▶ **The exercise**:
Please transcribe the data that follows without the pictures, keeping every word the same.

▶ **Exercise material**:

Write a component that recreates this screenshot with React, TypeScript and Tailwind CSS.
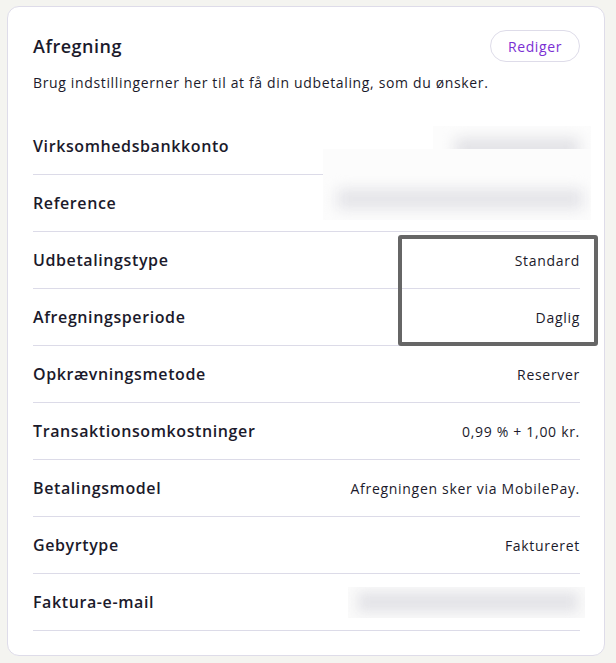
import React from 'react';

const rows: { label: string; value?: string }[] = [
  { label: 'Virksomhedsbankkonto' },
  { label: 'Reference' },
  { label: 'Udbetalingstype', value: 'Standard' },
  { label: 'Afregningsperiode', value: 'Daglig' },
  { label: 'Opkrævningsmetode', value: 'Reserver' },
  { label: 'Transaktionsomkostninger', value: '0,99 % + 1,00 kr.' },
  { label: 'Betalingsmodel', value: 'Afregningen sker via MobilePay.' },
  { label: 'Gebyrtype', value: 'Faktureret' },
  { label: 'Faktura-e-mail' },
];

export default function App() {
  return (
    <div className="w-[616px] h-[663px] bg-[#f4f4f0] pt-[6px] px-[7px] font-['Open_Sans',sans-serif] text-[#1b1a2b]">
      <div className="relative bg-white border border-[#dedce9] rounded-[12px] w-[598px] h-[650px] pl-[25px] pr-[24px] pt-[23px]">
        {/* Header */}
        <div className="flex items-center justify-between h-[32px]">
          <h2 className="text-[18px] font-semibold tracking-[0.5px]">Afregning</h2>
          <button className="h-[32px] px-[17px] rounded-full border border-[#dedce9] text-[#7b2fd3] text-[14px] font-medium tracking-[0.6px]">
            Rediger
          </button>
        </div>
        <p className="text-[14px] mt-[10px] leading-[22px] tracking-[0.65px]">
          Brug indstillingerner her til at få din udbetaling, som du ønsker.
        </p>

        {/* Rows */}
        <div className="mt-[24px]">
          {rows.map((r, i) => (
            <div
              key={i}
              className="flex items-center justify-between h-[57px] border-b border-[#dcdbe8]"
            >
              <span className="text-[16px] font-semibold tracking-[0.6px]">{r.label}</span>
              {r.value && <span className="text-[14px] tracking-[0.7px]">{r.value}</span>}
            </div>
          ))}
        </div>

        {/* Redacted values */}
        <div className="absolute left-[425px] top-[119px] w-[158px] h-[48px] bg-[#fcfcfc] overflow-hidden">
          <div className="absolute left-[22px] top-[12px] w-[124px] h-[22px] bg-[#e2e2e6] blur-[7px]" />
        </div>
        <div className="absolute left-[315px] top-[142px] w-[268px] h-[71px] bg-[#fcfcfc] overflow-hidden">
          <div className="absolute left-[14px] top-[40px] w-[246px] h-[20px] bg-[#e4e4e8] blur-[7px]" />
        </div>
        <div className="absolute left-[340px] top-[580px] w-[237px] h-[31px] bg-[#fafafa] overflow-hidden">
          <div className="absolute left-[10px] top-[5px] w-[220px] h-[20px] bg-[#e4e4e8] blur-[6px]" />
        </div>

        {/* Annotation frame */}
        <div className="absolute left-[390px] top-[228px] w-[200px] h-[111px] border-4 border-[#666666] rounded-[3px]" />
      </div>
    </div>
  );
}
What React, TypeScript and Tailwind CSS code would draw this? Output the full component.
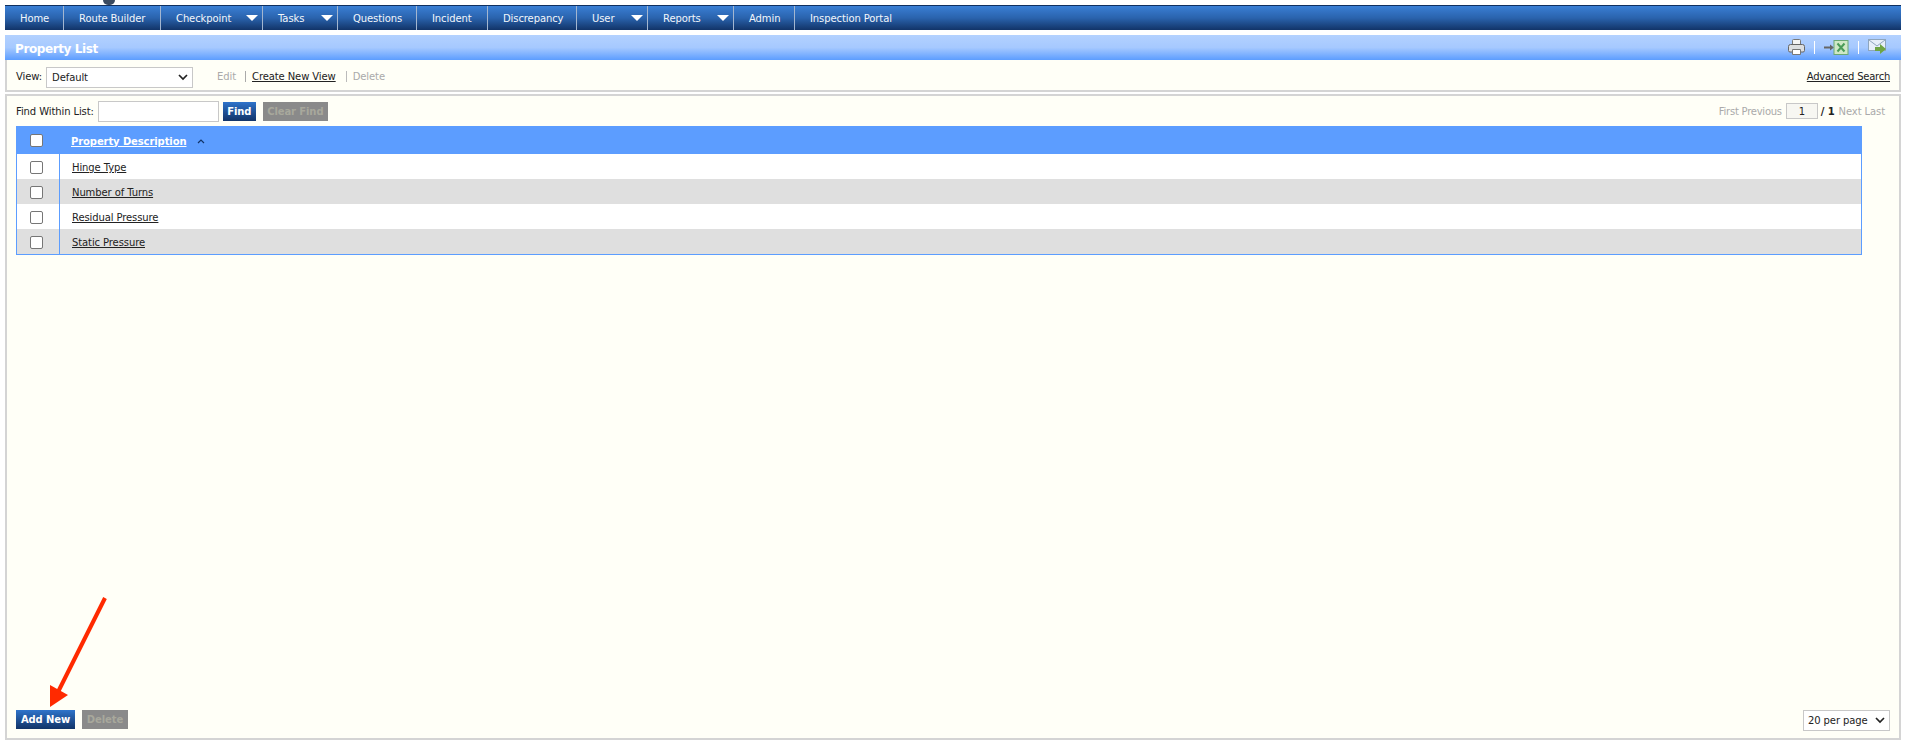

▶ **Exercise response**:
Write a component that recreates this screenshot with React, TypeScript and Tailwind CSS.
import React from 'react';

const rows: { label: string; value?: string }[] = [
  { label: 'Virksomhedsbankkonto' },
  { label: 'Reference' },
  { label: 'Udbetalingstype', value: 'Standard' },
  { label: 'Afregningsperiode', value: 'Daglig' },
  { label: 'Opkrævningsmetode', value: 'Reserver' },
  { label: 'Transaktionsomkostninger', value: '0,99 % + 1,00 kr.' },
  { label: 'Betalingsmodel', value: 'Afregningen sker via MobilePay.' },
  { label: 'Gebyrtype', value: 'Faktureret' },
  { label: 'Faktura-e-mail' },
];

export default function App() {
  return (
    <div className="w-[616px] h-[663px] bg-[#f4f4f0] pt-[6px] px-[7px] font-['Open_Sans',sans-serif] text-[#1b1a2b]">
      <div className="relative bg-white border border-[#dedce9] rounded-[12px] w-[598px] h-[650px] pl-[25px] pr-[24px] pt-[23px]">
        {/* Header */}
        <div className="flex items-center justify-between h-[32px]">
          <h2 className="text-[18px] font-semibold tracking-[0.5px]">Afregning</h2>
          <button className="h-[32px] px-[17px] rounded-full border border-[#dedce9] text-[#7b2fd3] text-[14px] font-medium tracking-[0.6px]">
            Rediger
          </button>
        </div>
        <p className="text-[14px] mt-[10px] leading-[22px] tracking-[0.65px]">
          Brug indstillingerner her til at få din udbetaling, som du ønsker.
        </p>

        {/* Rows */}
        <div className="mt-[24px]">
          {rows.map((r, i) => (
            <div
              key={i}
              className="flex items-center justify-between h-[57px] border-b border-[#dcdbe8]"
            >
              <span className="text-[16px] font-semibold tracking-[0.6px]">{r.label}</span>
              {r.value && <span className="text-[14px] tracking-[0.7px]">{r.value}</span>}
            </div>
          ))}
        </div>

        {/* Redacted values */}
        <div className="absolute left-[425px] top-[119px] w-[158px] h-[48px] bg-[#fcfcfc] overflow-hidden">
          <div className="absolute left-[22px] top-[12px] w-[124px] h-[22px] bg-[#e2e2e6] blur-[7px]" />
        </div>
        <div className="absolute left-[315px] top-[142px] w-[268px] h-[71px] bg-[#fcfcfc] overflow-hidden">
          <div className="absolute left-[14px] top-[40px] w-[246px] h-[20px] bg-[#e4e4e8] blur-[7px]" />
        </div>
        <div className="absolute left-[340px] top-[580px] w-[237px] h-[31px] bg-[#fafafa] overflow-hidden">
          <div className="absolute left-[10px] top-[5px] w-[220px] h-[20px] bg-[#e4e4e8] blur-[6px]" />
        </div>

        {/* Annotation frame */}
        <div className="absolute left-[390px] top-[228px] w-[200px] h-[111px] border-4 border-[#666666] rounded-[3px]" />
      </div>
    </div>
  );
}
What React, TypeScript and Tailwind CSS code would draw this? Output the full component.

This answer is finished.